## Given request
Return all of the data exactly, with nothing left out but the pictures.

## Dataset extract
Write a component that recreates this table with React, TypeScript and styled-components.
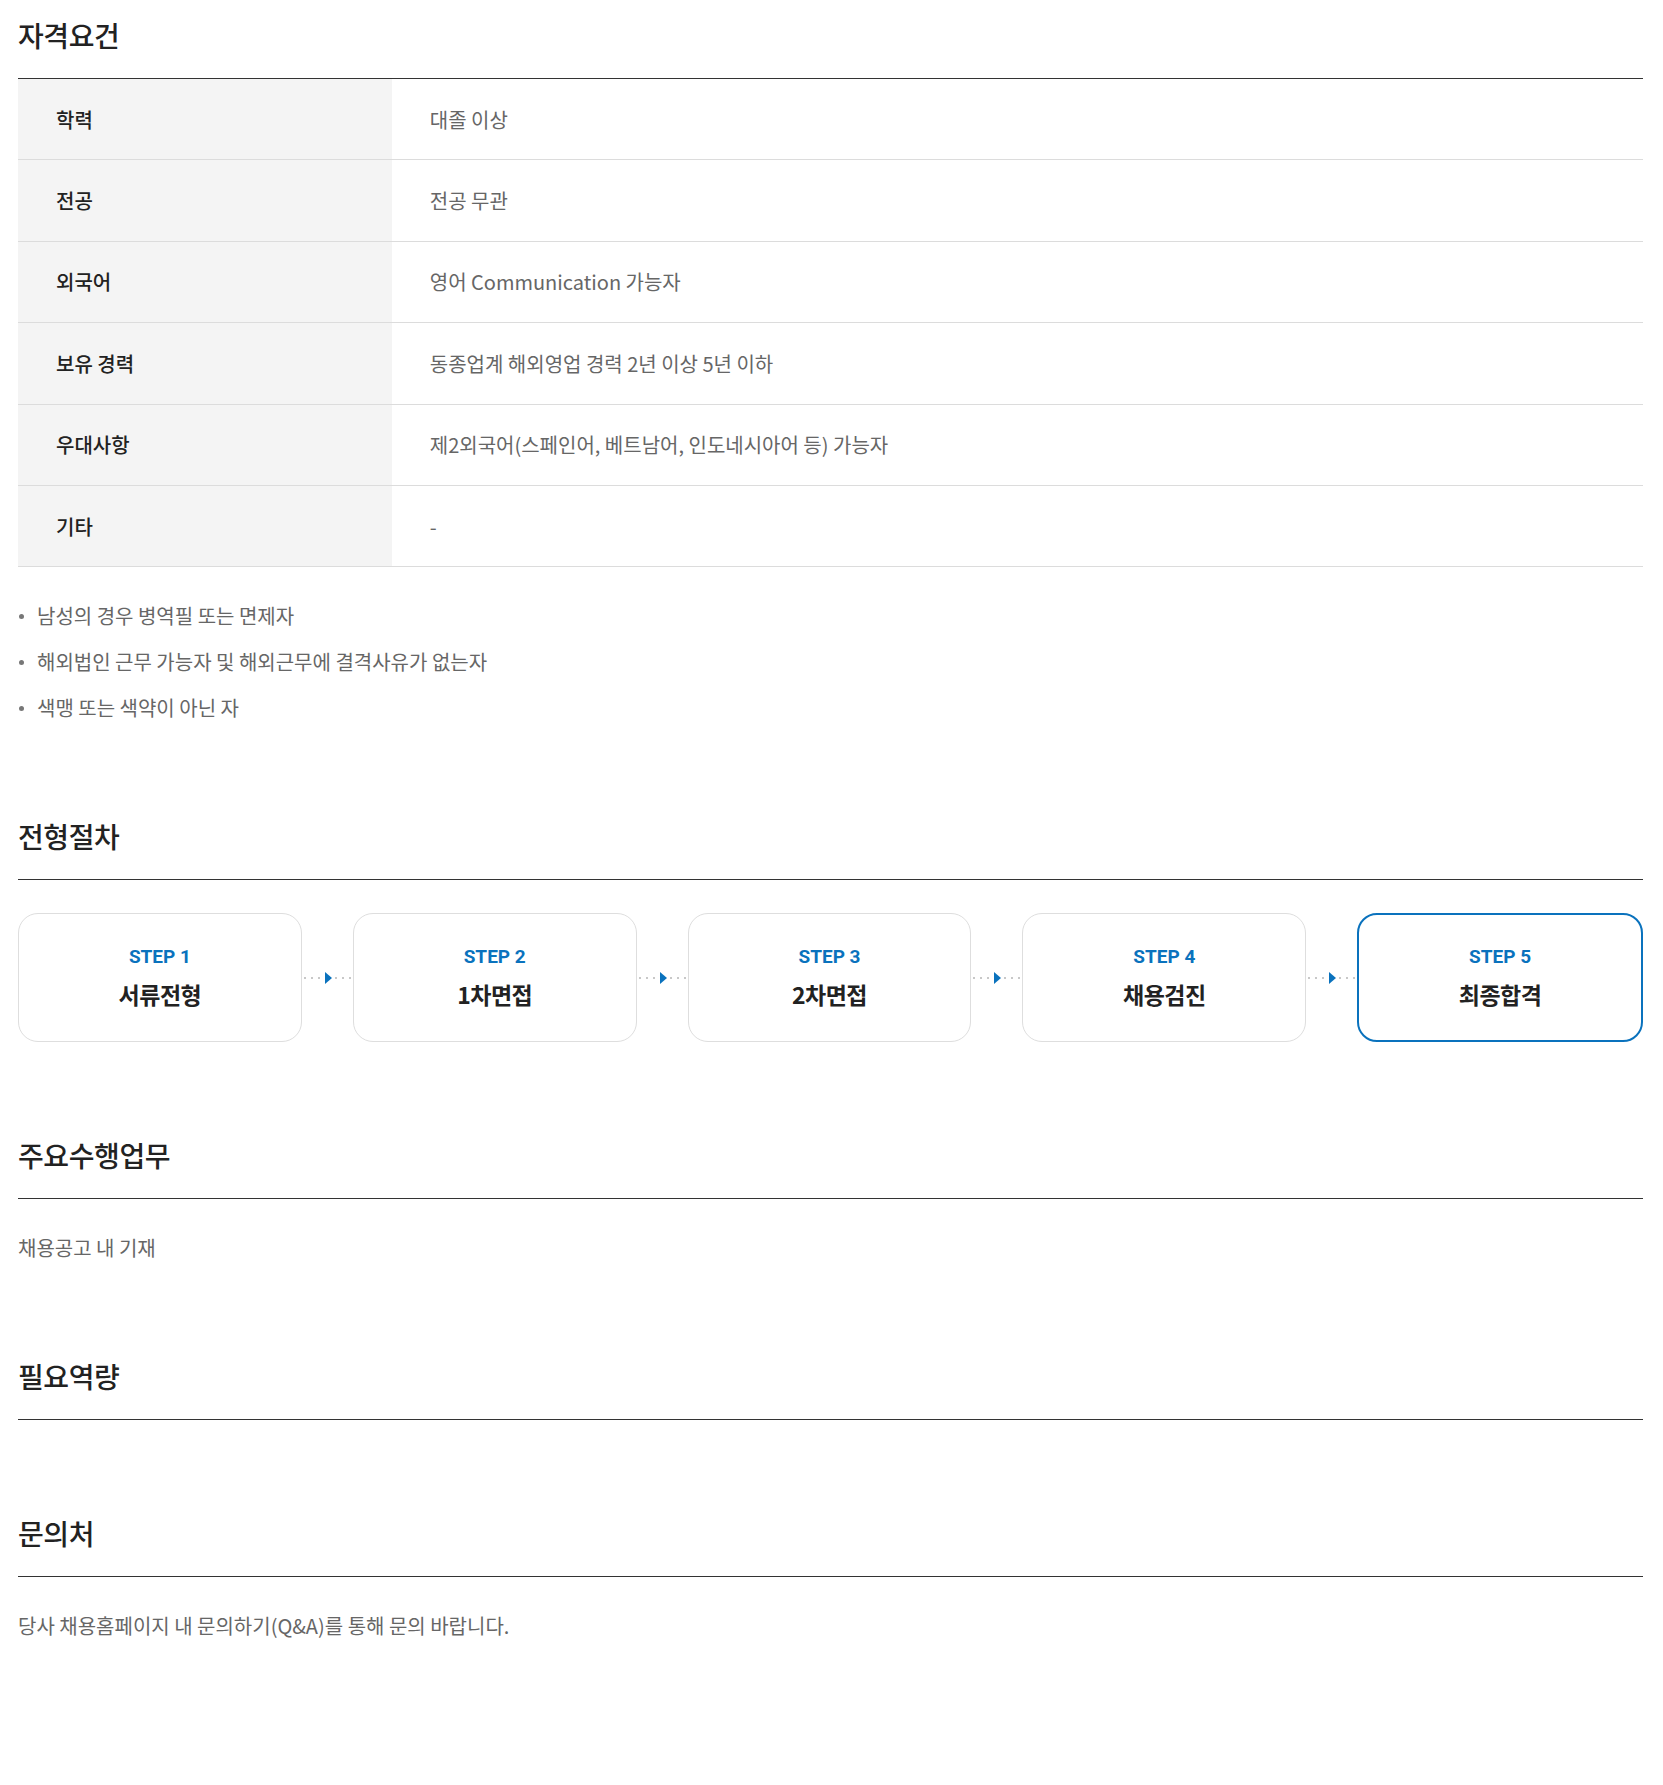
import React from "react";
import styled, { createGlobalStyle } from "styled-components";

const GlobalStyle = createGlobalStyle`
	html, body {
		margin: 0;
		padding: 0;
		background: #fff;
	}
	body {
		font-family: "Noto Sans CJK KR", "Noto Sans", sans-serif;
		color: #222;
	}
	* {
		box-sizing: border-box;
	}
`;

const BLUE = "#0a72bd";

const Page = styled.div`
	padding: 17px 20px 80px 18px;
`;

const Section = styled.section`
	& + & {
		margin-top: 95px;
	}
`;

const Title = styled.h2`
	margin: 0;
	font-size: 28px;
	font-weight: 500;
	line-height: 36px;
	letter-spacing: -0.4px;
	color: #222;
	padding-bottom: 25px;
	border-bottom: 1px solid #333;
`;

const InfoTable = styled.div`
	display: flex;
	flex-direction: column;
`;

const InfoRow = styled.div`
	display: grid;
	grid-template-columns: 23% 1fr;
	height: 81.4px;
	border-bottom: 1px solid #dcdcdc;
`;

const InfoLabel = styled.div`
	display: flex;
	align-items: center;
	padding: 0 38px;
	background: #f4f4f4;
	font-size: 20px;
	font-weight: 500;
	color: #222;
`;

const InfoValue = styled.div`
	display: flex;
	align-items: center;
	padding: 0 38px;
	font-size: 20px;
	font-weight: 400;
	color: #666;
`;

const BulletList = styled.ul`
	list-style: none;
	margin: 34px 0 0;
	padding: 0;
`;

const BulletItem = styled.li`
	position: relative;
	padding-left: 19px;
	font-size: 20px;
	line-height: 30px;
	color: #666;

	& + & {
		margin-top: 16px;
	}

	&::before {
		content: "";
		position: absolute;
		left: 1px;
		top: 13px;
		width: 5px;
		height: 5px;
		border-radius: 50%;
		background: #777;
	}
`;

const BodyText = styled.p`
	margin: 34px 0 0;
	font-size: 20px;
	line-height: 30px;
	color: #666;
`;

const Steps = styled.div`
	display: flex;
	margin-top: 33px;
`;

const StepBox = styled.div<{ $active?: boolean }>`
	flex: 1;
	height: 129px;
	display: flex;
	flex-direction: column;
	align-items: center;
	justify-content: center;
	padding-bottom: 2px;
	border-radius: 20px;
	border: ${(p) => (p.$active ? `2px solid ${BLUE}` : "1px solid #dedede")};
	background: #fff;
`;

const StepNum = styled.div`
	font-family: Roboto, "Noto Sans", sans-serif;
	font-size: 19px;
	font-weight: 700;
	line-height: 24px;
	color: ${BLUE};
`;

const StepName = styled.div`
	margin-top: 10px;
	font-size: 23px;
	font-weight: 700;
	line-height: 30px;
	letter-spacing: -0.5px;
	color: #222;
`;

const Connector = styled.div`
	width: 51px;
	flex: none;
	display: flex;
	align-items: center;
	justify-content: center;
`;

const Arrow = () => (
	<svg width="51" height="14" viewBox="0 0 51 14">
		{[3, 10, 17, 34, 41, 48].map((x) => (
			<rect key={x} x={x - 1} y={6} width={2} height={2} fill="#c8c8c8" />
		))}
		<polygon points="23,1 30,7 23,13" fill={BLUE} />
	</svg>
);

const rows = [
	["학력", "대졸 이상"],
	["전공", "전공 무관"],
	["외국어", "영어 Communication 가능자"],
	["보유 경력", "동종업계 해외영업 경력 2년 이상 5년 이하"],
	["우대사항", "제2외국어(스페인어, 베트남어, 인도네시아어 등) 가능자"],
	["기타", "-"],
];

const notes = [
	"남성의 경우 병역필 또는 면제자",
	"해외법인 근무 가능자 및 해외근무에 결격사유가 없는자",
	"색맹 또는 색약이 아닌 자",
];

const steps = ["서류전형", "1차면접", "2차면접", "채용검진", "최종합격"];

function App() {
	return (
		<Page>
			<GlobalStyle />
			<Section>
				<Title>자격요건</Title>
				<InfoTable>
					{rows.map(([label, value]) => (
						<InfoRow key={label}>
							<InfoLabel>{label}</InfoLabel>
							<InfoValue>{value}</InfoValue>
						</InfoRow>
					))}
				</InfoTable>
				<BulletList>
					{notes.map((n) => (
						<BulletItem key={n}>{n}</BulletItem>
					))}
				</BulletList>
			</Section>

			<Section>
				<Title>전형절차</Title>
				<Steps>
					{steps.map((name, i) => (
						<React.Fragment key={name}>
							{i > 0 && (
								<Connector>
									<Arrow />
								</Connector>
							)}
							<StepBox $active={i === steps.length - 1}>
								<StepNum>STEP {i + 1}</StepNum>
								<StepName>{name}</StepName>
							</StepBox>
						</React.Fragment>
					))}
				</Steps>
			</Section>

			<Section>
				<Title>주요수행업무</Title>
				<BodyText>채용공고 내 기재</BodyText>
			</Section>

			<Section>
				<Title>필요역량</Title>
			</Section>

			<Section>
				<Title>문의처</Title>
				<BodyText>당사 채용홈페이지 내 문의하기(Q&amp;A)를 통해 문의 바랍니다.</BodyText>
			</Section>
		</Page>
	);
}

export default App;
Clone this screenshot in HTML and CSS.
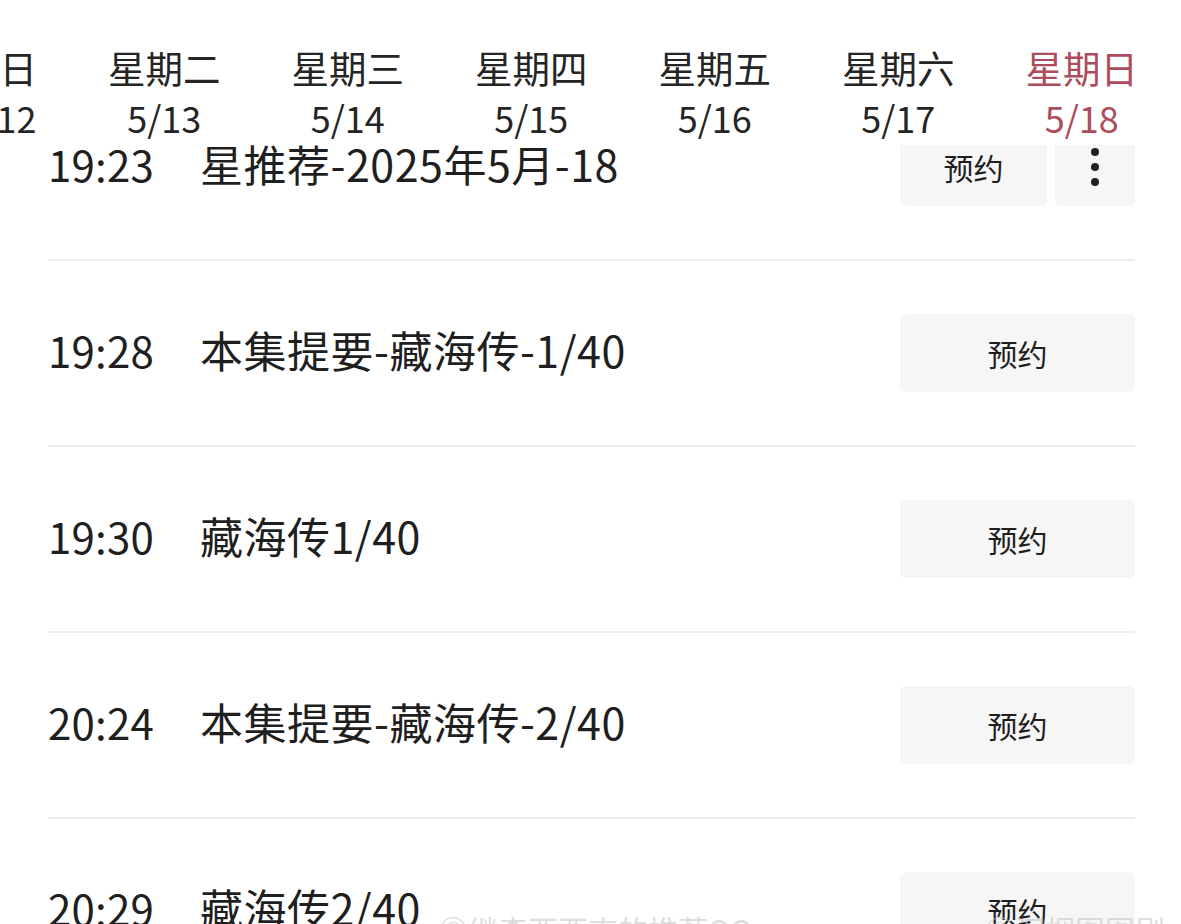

## Complete output
Write a component that recreates this table with React, TypeScript and styled-components.
import React from "react";
import styled, { createGlobalStyle } from "styled-components";

const GlobalStyle = createGlobalStyle`
	html, body {
		margin: 0;
		padding: 0;
		background: #fff;
	}
	body {
		font-family: "Noto Sans CJK KR", "Noto Sans", sans-serif;
		color: #222;
	}
	* {
		box-sizing: border-box;
	}
`;

const BLUE = "#0a72bd";

const Page = styled.div`
	padding: 17px 20px 80px 18px;
`;

const Section = styled.section`
	& + & {
		margin-top: 95px;
	}
`;

const Title = styled.h2`
	margin: 0;
	font-size: 28px;
	font-weight: 500;
	line-height: 36px;
	letter-spacing: -0.4px;
	color: #222;
	padding-bottom: 25px;
	border-bottom: 1px solid #333;
`;

const InfoTable = styled.div`
	display: flex;
	flex-direction: column;
`;

const InfoRow = styled.div`
	display: grid;
	grid-template-columns: 23% 1fr;
	height: 81.4px;
	border-bottom: 1px solid #dcdcdc;
`;

const InfoLabel = styled.div`
	display: flex;
	align-items: center;
	padding: 0 38px;
	background: #f4f4f4;
	font-size: 20px;
	font-weight: 500;
	color: #222;
`;

const InfoValue = styled.div`
	display: flex;
	align-items: center;
	padding: 0 38px;
	font-size: 20px;
	font-weight: 400;
	color: #666;
`;

const BulletList = styled.ul`
	list-style: none;
	margin: 34px 0 0;
	padding: 0;
`;

const BulletItem = styled.li`
	position: relative;
	padding-left: 19px;
	font-size: 20px;
	line-height: 30px;
	color: #666;

	& + & {
		margin-top: 16px;
	}

	&::before {
		content: "";
		position: absolute;
		left: 1px;
		top: 13px;
		width: 5px;
		height: 5px;
		border-radius: 50%;
		background: #777;
	}
`;

const BodyText = styled.p`
	margin: 34px 0 0;
	font-size: 20px;
	line-height: 30px;
	color: #666;
`;

const Steps = styled.div`
	display: flex;
	margin-top: 33px;
`;

const StepBox = styled.div<{ $active?: boolean }>`
	flex: 1;
	height: 129px;
	display: flex;
	flex-direction: column;
	align-items: center;
	justify-content: center;
	padding-bottom: 2px;
	border-radius: 20px;
	border: ${(p) => (p.$active ? `2px solid ${BLUE}` : "1px solid #dedede")};
	background: #fff;
`;

const StepNum = styled.div`
	font-family: Roboto, "Noto Sans", sans-serif;
	font-size: 19px;
	font-weight: 700;
	line-height: 24px;
	color: ${BLUE};
`;

const StepName = styled.div`
	margin-top: 10px;
	font-size: 23px;
	font-weight: 700;
	line-height: 30px;
	letter-spacing: -0.5px;
	color: #222;
`;

const Connector = styled.div`
	width: 51px;
	flex: none;
	display: flex;
	align-items: center;
	justify-content: center;
`;

const Arrow = () => (
	<svg width="51" height="14" viewBox="0 0 51 14">
		{[3, 10, 17, 34, 41, 48].map((x) => (
			<rect key={x} x={x - 1} y={6} width={2} height={2} fill="#c8c8c8" />
		))}
		<polygon points="23,1 30,7 23,13" fill={BLUE} />
	</svg>
);

const rows = [
	["학력", "대졸 이상"],
	["전공", "전공 무관"],
	["외국어", "영어 Communication 가능자"],
	["보유 경력", "동종업계 해외영업 경력 2년 이상 5년 이하"],
	["우대사항", "제2외국어(스페인어, 베트남어, 인도네시아어 등) 가능자"],
	["기타", "-"],
];

const notes = [
	"남성의 경우 병역필 또는 면제자",
	"해외법인 근무 가능자 및 해외근무에 결격사유가 없는자",
	"색맹 또는 색약이 아닌 자",
];

const steps = ["서류전형", "1차면접", "2차면접", "채용검진", "최종합격"];

function App() {
	return (
		<Page>
			<GlobalStyle />
			<Section>
				<Title>자격요건</Title>
				<InfoTable>
					{rows.map(([label, value]) => (
						<InfoRow key={label}>
							<InfoLabel>{label}</InfoLabel>
							<InfoValue>{value}</InfoValue>
						</InfoRow>
					))}
				</InfoTable>
				<BulletList>
					{notes.map((n) => (
						<BulletItem key={n}>{n}</BulletItem>
					))}
				</BulletList>
			</Section>

			<Section>
				<Title>전형절차</Title>
				<Steps>
					{steps.map((name, i) => (
						<React.Fragment key={name}>
							{i > 0 && (
								<Connector>
									<Arrow />
								</Connector>
							)}
							<StepBox $active={i === steps.length - 1}>
								<StepNum>STEP {i + 1}</StepNum>
								<StepName>{name}</StepName>
							</StepBox>
						</React.Fragment>
					))}
				</Steps>
			</Section>

			<Section>
				<Title>주요수행업무</Title>
				<BodyText>채용공고 내 기재</BodyText>
			</Section>

			<Section>
				<Title>필요역량</Title>
			</Section>

			<Section>
				<Title>문의처</Title>
				<BodyText>당사 채용홈페이지 내 문의하기(Q&amp;A)를 통해 문의 바랍니다.</BodyText>
			</Section>
		</Page>
	);
}

export default App;
Clone this screenshot in HTML and CSS.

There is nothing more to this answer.